RECORDS SHOWN:
----------
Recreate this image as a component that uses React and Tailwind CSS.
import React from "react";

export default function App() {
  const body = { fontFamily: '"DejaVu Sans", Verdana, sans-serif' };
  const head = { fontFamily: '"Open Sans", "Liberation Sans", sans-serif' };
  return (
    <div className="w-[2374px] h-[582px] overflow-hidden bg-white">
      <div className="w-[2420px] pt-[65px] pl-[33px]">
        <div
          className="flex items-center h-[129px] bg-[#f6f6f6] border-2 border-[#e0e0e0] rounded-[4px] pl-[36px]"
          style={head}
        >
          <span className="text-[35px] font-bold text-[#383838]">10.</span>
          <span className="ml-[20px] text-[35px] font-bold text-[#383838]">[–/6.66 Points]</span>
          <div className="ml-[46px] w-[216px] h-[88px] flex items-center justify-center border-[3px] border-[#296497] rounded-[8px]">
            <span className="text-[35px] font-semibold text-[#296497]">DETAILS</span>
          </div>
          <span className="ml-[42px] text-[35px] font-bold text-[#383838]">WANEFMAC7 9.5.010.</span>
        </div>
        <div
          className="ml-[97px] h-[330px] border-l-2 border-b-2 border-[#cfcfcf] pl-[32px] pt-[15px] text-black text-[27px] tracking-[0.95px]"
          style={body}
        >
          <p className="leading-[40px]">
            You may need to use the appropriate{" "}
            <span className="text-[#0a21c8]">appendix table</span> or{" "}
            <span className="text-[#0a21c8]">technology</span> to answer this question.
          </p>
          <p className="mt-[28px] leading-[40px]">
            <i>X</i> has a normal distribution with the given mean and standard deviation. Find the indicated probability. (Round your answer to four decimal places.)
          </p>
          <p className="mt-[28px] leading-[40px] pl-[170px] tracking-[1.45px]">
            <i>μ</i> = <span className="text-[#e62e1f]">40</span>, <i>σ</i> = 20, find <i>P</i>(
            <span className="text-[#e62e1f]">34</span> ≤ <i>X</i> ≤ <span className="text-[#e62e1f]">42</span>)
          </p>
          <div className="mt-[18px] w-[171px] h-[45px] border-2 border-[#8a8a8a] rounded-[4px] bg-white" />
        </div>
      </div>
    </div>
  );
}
----------
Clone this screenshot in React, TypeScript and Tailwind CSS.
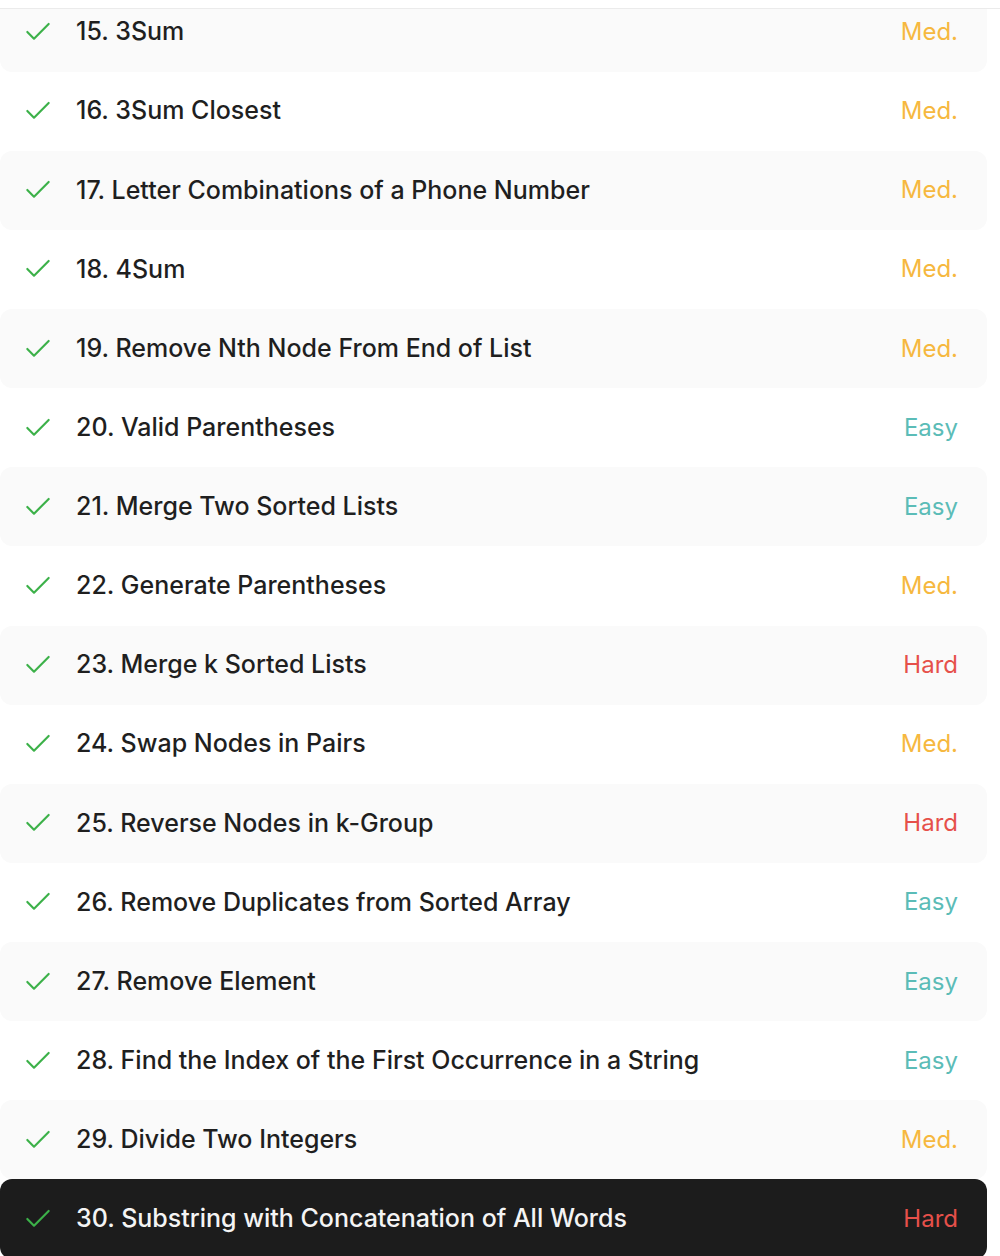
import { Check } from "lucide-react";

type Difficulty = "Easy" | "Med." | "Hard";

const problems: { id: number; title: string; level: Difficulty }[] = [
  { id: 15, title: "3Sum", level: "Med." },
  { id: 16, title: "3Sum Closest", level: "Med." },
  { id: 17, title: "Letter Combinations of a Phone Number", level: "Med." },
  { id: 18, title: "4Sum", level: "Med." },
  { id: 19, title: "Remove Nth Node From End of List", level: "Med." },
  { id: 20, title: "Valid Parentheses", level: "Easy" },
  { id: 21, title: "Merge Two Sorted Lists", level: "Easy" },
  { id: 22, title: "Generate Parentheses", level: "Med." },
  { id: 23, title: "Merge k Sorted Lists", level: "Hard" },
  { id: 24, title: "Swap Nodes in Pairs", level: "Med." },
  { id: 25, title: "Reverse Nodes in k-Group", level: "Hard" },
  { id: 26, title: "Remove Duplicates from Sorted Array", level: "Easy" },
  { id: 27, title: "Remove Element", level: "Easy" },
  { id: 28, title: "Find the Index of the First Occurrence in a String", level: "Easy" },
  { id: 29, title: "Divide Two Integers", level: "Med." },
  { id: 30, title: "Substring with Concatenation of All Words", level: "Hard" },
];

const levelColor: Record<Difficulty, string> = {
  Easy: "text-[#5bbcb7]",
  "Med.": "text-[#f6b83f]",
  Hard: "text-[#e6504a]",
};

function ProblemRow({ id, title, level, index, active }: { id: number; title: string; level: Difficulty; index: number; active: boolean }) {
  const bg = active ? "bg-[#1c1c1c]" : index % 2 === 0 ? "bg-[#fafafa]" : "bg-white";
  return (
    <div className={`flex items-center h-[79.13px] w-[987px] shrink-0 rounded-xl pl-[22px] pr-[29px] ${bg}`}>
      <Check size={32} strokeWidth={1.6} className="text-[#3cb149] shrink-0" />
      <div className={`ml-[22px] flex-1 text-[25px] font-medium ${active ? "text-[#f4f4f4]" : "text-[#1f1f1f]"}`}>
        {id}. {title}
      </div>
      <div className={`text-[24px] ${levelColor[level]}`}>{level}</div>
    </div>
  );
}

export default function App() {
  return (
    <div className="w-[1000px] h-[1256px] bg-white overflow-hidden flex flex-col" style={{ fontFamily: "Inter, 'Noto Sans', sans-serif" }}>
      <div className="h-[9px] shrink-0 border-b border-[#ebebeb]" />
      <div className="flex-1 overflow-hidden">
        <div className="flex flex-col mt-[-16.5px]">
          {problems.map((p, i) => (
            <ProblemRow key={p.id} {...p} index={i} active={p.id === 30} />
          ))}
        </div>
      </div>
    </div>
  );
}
----------
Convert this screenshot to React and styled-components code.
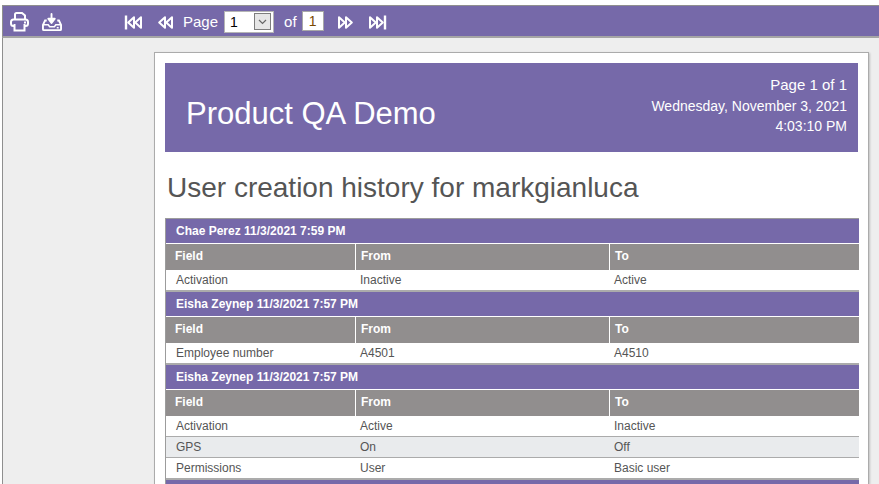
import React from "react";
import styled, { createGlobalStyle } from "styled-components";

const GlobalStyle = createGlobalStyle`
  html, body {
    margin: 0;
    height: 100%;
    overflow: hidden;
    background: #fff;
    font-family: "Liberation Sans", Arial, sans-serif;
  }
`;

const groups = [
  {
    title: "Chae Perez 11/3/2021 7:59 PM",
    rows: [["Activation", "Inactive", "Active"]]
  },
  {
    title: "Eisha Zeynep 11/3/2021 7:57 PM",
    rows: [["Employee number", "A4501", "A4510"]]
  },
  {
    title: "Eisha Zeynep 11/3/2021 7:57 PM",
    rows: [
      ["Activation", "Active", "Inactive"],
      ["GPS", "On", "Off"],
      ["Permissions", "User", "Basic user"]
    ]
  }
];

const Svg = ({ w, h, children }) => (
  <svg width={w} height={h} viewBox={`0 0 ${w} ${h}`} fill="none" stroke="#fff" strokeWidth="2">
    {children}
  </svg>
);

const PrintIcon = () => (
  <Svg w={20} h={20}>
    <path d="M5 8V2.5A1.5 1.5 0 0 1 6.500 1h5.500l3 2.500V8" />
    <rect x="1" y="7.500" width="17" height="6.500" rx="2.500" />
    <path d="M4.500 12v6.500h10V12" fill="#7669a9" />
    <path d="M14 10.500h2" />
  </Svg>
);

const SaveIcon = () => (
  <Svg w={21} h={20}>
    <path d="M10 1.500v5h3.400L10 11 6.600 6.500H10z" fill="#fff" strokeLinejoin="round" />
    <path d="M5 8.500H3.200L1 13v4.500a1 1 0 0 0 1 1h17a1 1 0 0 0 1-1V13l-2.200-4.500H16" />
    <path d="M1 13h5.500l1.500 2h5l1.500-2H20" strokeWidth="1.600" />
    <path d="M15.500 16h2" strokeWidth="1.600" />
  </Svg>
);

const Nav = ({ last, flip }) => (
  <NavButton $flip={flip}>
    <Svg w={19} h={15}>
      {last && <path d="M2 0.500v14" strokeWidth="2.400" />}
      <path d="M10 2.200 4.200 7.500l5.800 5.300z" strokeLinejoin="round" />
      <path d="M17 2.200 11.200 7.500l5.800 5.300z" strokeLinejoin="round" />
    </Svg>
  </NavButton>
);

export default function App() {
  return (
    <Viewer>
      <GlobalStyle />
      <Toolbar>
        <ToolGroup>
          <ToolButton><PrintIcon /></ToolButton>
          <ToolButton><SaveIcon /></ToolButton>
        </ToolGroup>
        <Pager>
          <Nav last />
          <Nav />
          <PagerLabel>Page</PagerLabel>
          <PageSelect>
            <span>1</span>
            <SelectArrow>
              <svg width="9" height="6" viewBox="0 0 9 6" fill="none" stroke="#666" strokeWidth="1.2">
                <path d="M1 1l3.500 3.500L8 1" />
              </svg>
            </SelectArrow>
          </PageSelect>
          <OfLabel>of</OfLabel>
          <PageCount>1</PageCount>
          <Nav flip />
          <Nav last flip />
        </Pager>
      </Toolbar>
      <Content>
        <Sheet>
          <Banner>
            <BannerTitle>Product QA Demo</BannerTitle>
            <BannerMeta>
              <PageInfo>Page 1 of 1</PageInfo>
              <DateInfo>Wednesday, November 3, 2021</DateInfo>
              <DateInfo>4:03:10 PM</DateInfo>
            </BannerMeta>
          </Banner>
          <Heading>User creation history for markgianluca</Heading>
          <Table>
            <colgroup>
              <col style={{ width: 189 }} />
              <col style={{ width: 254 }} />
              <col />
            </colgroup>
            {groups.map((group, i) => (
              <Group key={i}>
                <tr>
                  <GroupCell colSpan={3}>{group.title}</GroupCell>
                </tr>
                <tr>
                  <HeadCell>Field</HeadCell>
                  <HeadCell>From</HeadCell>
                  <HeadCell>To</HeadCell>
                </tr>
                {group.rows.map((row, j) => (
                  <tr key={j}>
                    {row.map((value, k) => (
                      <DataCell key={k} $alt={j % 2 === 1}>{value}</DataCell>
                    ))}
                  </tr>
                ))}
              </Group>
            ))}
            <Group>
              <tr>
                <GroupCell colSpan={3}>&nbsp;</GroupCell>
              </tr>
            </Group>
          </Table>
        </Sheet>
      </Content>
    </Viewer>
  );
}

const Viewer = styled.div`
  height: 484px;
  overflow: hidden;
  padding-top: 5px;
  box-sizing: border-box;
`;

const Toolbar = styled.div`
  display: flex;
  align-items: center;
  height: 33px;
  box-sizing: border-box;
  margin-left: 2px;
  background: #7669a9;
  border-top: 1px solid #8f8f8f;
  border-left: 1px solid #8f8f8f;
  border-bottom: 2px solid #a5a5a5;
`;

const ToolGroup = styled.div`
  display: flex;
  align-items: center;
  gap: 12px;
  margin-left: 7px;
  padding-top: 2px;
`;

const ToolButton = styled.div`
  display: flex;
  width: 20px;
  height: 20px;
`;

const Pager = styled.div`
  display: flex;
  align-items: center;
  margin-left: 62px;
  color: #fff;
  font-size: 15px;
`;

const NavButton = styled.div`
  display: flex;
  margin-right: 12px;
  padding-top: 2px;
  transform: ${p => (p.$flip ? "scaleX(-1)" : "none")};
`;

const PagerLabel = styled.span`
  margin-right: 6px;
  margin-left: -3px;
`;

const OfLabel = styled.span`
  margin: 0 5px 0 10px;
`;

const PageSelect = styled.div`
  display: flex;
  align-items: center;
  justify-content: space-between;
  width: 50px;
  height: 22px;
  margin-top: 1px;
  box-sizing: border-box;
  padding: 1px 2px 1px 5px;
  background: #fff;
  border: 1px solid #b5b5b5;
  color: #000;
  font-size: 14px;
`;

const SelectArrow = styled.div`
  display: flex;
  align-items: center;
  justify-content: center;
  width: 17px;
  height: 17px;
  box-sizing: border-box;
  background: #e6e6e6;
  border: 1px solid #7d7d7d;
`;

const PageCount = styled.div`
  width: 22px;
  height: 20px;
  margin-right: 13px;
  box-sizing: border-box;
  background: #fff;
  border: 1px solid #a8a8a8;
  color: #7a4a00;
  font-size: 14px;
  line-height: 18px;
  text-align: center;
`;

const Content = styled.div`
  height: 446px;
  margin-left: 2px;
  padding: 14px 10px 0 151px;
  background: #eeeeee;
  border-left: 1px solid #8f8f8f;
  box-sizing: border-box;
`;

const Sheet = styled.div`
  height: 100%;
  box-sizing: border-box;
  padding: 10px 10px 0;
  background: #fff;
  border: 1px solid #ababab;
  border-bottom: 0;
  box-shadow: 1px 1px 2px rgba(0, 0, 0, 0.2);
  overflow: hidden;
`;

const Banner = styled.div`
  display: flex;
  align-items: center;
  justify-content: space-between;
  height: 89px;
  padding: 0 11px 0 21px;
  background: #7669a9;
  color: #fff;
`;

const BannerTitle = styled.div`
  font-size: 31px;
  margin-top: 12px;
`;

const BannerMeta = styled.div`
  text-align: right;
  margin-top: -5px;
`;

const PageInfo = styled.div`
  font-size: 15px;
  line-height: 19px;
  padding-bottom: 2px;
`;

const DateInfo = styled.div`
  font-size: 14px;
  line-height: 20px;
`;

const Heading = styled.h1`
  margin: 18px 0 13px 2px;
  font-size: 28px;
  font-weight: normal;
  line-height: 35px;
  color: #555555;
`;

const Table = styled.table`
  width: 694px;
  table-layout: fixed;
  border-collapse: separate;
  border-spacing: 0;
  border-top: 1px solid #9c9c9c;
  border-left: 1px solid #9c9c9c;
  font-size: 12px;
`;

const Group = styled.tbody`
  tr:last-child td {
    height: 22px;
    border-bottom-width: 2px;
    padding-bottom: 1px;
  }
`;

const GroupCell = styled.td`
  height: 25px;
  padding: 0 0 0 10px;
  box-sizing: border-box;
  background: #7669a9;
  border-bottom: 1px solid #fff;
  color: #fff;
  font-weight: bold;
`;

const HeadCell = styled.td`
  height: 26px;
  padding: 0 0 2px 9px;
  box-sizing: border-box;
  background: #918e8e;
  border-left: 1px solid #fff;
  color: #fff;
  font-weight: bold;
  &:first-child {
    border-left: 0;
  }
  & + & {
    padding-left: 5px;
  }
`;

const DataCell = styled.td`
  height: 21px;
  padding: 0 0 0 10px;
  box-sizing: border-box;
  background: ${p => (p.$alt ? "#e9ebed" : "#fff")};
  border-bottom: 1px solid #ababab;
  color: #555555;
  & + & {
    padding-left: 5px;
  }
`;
----------
Find each line with the string "components" and copy it out.

Convert this screenshot to React and styled-components code.
import styled, { createGlobalStyle } from "styled-components";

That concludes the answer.